In order for the Claimant to sustain the burden of proof entitling her to recovery, she must show by a preponderance of the evidence that (i) she was free from contributory negligence, (ii) that the State was negligent, (iii) that the negligence was the proximate cause of the occurrence from which her injuries naturally and proximately flowed.

In directing our attention to Claimant’s first burden of proof, i.e., her duty to show due care for her own safety, we are mindful of at least three cases which have been before us on almost identical facts and where we have held that failure to observe a chuckhole which was clearly visible for a reasonable distance was contributory negligence.

In McAbee v. State of Illinois, 24 Ill.Ct.Cl. 374, this Court held that the Claimant therein who was riding a bicycle on a clear day when the pavement was dry and with no obstructions to bar visibility was contributorily negligent in not seeing a hole in the street.

In Schnell v. State of Illinois, 24 Ill.Ct.Cl. 257, Claimant, riding a motorcycle, failed to notice a hole near the center line of the highway. She had been riding in a group with four other motorcyclists.

The Court held:

Two other riders in the same party had passed the hole without difficulty and one who had apparently been riding in about the same position as Mrs. Schnell had noticed the hole and avoided it. We can only conclude that had Claimant been reasonably alert and observant she could have avoided this unfortunate incident. Schnell v.
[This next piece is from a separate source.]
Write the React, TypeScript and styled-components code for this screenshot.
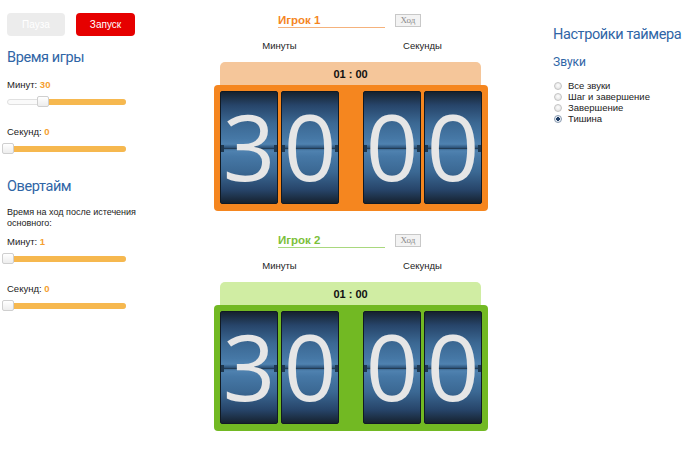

State of Illinois, 24 Ill.Ct.Cl. 257, 260.

In Alm vs. State of Illinois, No. 5268, the Claimant was a minor, riding his bicycle along a three foot me*544dian strip in a highway, when he struck an unmarked hole approximately three inches deep and two feet long which caused him to be thrown immediately in front of an oncoming car.

This Court held:

The accident in question occurred during the daylight hours, and the hole in the median strip should have been readily visible to the Claimant riding his bicycle. Had the Claimant been reasonably alert and observant he should have seen the hole and been able to avoid the accident. Alm vs. State of Illinois, No. 5268.

It is to be noted that Mrs. Scofield’s two daughters, riding their bicycles immediately ahead of their mother, each avoided the hole. It is also to be noted that Mrs. Scofield had passed the same spot shortly before the accident on her way to the concession stand. While it is true that on the trip to the concession stand she was riding on the opposite side of the road, nevertheless the hole was relatively in the middle of the road and was visible from both directions.

It is the finding of the Court from the evidence in the record that Claimant has not sustained her burden of proof that she was in the exercise of due care for her own safety. On the contrary, the manifest weight of the evidence is that she was contributorily negligent.

In view of our foregoing opinion, it is not necessary to consider whether the State was negligent in allowing the chuckhole to be present, whether the State had knowledge, express or implied, of the existence of the hole, and like questions.

The claim of Ann Elizabeth Scofield is denied.